§ SUPPLIED MATERIAL
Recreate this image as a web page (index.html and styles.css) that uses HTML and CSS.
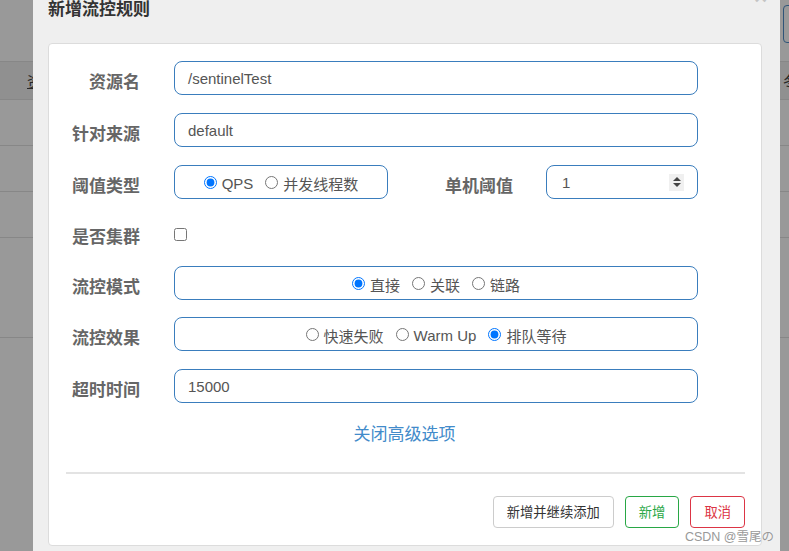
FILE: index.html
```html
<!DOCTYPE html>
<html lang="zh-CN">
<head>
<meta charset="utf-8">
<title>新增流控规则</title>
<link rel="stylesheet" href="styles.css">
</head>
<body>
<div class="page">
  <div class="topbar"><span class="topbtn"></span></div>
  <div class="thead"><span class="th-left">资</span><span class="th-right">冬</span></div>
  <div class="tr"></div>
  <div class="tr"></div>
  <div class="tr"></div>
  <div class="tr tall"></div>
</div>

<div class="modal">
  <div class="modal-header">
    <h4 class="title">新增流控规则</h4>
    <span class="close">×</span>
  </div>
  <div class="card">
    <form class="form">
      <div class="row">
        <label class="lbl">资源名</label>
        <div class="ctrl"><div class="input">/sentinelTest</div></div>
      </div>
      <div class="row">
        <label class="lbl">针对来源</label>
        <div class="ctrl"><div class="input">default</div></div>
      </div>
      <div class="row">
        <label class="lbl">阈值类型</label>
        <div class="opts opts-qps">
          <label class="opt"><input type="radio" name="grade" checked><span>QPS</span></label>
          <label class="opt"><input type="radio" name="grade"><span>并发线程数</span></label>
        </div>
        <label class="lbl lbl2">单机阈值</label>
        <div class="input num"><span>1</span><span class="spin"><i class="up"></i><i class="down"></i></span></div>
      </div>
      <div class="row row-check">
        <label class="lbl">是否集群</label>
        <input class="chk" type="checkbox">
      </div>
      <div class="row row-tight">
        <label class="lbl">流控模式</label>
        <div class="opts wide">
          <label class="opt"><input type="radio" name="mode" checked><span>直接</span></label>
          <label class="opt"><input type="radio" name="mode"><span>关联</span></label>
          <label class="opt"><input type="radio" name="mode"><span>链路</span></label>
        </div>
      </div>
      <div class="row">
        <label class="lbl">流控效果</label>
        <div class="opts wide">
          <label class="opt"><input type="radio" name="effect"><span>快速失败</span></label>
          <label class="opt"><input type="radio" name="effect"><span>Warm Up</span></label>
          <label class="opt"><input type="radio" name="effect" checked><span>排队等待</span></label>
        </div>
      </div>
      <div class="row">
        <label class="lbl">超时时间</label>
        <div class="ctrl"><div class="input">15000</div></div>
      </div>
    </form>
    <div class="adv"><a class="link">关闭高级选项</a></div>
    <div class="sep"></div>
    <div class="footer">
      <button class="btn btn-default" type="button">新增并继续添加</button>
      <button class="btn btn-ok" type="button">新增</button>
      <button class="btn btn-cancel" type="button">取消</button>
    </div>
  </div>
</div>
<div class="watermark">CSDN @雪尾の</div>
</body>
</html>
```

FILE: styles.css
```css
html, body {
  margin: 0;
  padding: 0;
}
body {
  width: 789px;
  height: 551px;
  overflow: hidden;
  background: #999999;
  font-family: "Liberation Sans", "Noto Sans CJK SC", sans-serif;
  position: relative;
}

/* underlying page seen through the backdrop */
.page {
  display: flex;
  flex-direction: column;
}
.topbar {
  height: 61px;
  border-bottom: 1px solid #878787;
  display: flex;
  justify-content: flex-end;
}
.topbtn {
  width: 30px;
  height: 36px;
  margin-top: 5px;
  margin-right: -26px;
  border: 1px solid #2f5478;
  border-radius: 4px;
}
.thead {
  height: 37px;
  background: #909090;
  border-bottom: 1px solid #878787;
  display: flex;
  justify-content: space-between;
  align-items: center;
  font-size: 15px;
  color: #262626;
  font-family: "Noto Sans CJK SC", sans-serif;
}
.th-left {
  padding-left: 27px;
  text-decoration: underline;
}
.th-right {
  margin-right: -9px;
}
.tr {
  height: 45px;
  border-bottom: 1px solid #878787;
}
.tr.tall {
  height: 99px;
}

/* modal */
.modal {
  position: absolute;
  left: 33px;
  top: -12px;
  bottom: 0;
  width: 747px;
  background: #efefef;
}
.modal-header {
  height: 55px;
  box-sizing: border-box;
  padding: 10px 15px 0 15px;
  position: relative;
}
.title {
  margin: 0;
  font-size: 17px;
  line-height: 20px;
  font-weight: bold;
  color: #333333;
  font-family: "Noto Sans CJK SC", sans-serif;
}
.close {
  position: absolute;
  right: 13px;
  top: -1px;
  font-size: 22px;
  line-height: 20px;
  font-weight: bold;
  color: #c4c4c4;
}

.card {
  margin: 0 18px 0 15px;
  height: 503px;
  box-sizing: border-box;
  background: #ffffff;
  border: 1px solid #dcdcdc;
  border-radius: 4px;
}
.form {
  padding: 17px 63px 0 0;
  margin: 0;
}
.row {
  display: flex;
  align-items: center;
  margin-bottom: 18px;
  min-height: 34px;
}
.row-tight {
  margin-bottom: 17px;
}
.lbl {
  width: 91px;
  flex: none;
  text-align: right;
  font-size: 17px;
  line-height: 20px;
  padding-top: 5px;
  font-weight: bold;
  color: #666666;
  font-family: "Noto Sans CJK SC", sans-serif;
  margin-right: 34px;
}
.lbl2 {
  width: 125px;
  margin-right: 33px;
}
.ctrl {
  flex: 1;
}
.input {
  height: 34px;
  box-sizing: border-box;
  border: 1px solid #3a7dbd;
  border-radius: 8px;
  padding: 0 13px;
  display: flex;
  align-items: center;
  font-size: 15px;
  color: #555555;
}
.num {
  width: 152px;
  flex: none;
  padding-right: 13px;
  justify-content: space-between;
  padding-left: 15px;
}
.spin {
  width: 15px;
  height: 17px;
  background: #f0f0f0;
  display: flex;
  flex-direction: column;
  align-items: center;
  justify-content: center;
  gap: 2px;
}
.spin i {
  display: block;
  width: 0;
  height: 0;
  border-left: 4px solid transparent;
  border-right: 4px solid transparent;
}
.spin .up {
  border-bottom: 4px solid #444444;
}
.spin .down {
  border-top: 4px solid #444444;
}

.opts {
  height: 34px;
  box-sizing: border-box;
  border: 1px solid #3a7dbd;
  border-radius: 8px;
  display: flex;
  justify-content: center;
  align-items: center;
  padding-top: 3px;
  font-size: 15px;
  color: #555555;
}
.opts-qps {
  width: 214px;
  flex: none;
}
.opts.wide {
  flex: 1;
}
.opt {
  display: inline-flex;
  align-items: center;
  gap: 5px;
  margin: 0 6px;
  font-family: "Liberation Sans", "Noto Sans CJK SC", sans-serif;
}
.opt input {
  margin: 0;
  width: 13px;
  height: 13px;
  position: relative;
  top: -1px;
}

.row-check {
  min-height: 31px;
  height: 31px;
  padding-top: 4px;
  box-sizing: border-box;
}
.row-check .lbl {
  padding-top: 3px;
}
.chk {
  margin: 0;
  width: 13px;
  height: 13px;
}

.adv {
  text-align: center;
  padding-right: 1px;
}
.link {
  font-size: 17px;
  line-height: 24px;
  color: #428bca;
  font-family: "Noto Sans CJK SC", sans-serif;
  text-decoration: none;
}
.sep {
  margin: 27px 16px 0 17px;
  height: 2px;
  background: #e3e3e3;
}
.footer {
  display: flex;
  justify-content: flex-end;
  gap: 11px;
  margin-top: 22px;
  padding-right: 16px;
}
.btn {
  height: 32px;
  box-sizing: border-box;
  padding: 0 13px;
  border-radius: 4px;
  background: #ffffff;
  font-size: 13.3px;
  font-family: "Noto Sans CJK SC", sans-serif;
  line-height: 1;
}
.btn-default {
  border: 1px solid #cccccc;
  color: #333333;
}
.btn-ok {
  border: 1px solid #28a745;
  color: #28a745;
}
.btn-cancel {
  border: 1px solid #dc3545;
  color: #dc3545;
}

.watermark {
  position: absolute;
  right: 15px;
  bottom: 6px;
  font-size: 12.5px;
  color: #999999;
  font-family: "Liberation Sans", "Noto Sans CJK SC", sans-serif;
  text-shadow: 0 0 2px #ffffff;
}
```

§ GIVEN INSTRUCTION
Your answer should be a single number: the count of lines in the material above that contain "index".

§ RESULT FOR THIS TASK
2